## Start
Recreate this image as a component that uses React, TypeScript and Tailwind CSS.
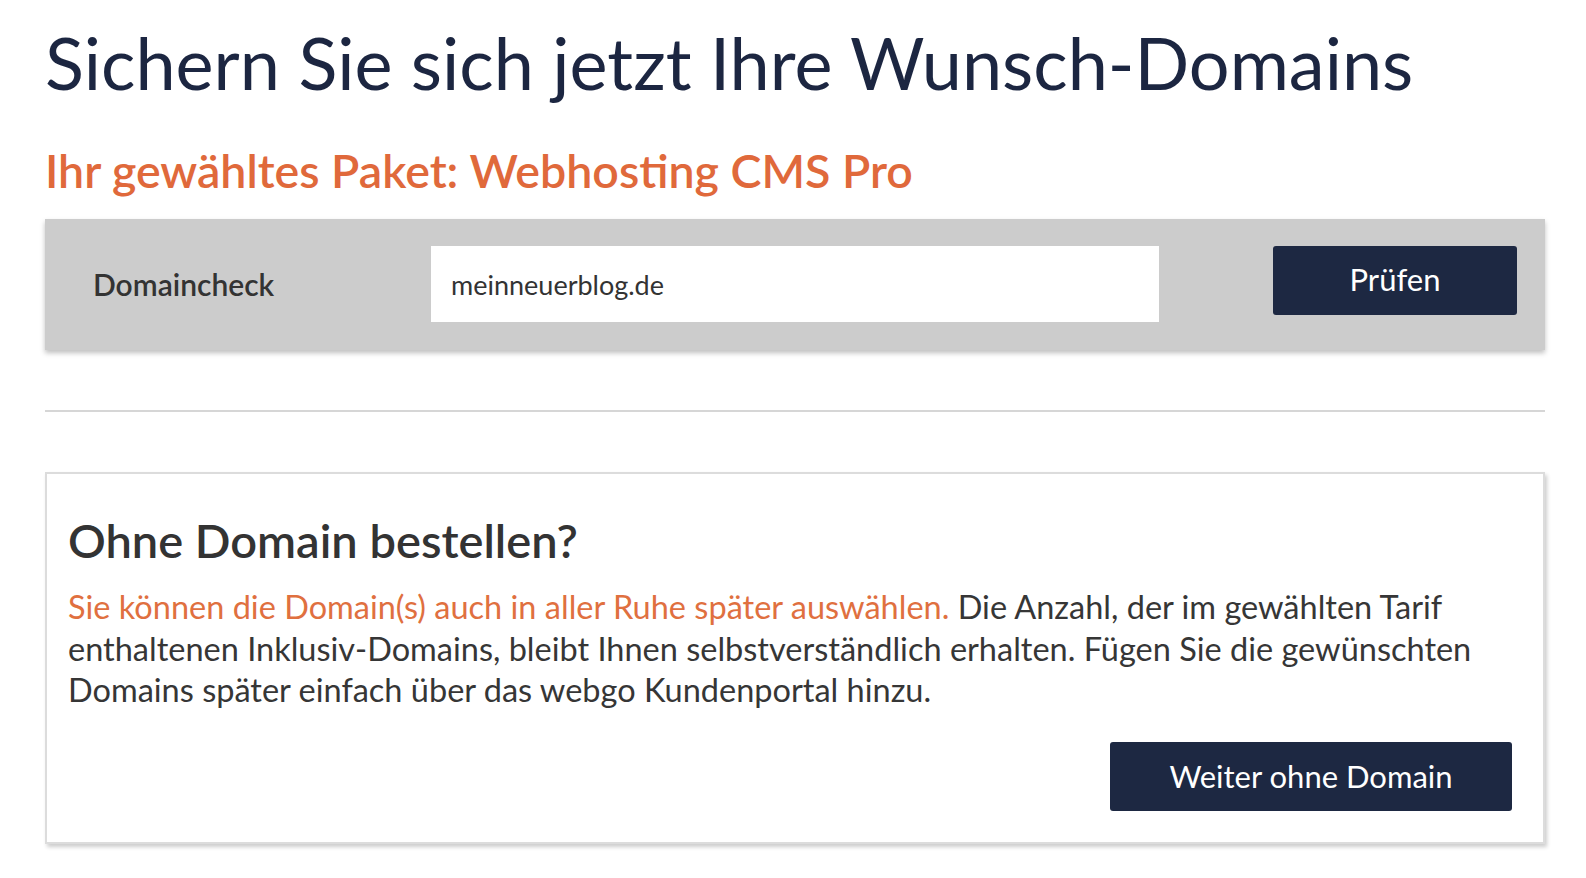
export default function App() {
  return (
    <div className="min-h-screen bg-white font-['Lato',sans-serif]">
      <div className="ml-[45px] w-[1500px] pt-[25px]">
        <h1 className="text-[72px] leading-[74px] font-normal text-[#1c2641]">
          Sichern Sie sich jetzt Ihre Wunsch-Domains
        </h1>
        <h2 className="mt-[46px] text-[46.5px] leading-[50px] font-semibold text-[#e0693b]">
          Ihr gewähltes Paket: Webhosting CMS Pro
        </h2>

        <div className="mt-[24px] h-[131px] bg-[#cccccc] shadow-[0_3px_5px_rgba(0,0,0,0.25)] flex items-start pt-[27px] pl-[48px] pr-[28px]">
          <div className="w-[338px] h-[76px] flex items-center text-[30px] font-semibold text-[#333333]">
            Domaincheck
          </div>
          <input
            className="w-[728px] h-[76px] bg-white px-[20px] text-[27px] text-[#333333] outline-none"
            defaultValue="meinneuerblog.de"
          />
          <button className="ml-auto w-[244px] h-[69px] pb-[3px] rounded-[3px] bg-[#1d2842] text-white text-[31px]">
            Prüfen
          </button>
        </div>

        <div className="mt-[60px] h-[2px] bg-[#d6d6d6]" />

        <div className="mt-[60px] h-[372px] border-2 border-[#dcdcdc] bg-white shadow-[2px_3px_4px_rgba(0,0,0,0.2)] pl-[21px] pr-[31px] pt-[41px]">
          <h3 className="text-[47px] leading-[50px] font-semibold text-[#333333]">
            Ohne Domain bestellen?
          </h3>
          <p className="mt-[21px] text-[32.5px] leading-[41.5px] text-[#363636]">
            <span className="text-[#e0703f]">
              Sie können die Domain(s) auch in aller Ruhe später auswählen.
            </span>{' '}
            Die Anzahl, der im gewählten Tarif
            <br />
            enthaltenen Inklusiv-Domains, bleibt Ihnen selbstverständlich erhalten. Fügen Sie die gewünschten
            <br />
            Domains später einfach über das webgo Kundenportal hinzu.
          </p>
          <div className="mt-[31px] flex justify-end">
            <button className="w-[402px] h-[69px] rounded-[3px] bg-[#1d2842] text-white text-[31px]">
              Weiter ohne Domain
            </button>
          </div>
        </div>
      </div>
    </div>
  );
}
## End
## Start
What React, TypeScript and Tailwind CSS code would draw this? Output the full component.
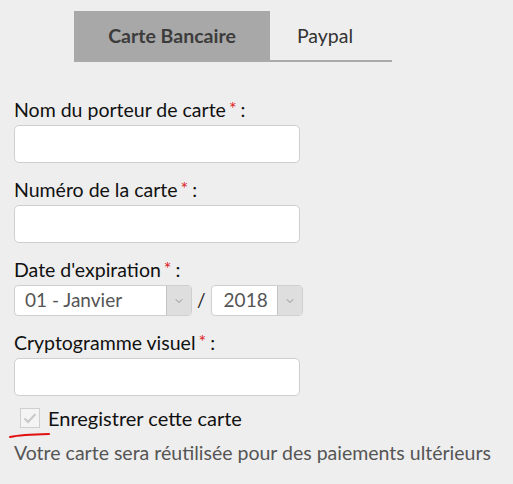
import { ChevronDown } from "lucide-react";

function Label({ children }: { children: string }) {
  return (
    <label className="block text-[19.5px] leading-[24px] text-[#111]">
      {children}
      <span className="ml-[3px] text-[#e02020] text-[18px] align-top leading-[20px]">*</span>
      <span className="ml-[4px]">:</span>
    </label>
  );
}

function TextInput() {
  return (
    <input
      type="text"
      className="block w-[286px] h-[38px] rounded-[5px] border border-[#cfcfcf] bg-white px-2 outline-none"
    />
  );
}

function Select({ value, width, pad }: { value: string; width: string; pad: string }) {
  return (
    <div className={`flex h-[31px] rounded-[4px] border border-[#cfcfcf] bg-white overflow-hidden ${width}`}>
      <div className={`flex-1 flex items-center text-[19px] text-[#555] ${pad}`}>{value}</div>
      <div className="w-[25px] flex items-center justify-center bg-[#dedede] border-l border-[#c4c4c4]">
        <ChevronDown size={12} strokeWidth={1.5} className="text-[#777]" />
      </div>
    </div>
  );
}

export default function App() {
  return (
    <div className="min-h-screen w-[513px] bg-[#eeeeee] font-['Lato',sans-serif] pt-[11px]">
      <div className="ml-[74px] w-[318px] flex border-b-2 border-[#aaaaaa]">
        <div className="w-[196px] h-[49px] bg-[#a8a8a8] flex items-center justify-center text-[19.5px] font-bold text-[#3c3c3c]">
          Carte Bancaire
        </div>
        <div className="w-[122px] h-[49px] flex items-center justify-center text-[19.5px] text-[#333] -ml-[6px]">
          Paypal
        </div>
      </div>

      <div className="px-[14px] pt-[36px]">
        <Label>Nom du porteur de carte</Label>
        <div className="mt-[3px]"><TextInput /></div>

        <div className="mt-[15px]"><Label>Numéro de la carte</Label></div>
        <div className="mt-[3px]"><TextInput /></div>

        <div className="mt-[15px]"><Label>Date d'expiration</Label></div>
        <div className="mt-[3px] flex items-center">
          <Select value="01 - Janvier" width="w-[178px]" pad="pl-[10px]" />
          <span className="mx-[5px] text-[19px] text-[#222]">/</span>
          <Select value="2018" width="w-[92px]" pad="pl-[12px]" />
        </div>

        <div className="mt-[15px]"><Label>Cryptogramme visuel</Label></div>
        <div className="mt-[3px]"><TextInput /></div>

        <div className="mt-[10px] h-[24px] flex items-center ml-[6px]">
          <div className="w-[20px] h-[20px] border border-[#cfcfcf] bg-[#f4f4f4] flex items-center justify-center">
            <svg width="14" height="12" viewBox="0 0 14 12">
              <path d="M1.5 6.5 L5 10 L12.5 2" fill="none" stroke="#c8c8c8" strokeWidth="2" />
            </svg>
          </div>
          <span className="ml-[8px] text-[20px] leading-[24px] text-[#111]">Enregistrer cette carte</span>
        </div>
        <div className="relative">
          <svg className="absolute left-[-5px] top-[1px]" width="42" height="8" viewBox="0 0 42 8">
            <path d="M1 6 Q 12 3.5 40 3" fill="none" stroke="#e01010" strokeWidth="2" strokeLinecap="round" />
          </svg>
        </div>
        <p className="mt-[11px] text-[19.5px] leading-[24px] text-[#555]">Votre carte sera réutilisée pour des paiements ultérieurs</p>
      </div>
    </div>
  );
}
## End
#### Goal:
Report the number of lines of the listing above that hold the string "TypeScript", with no other text.

#### Solution to this problem:
2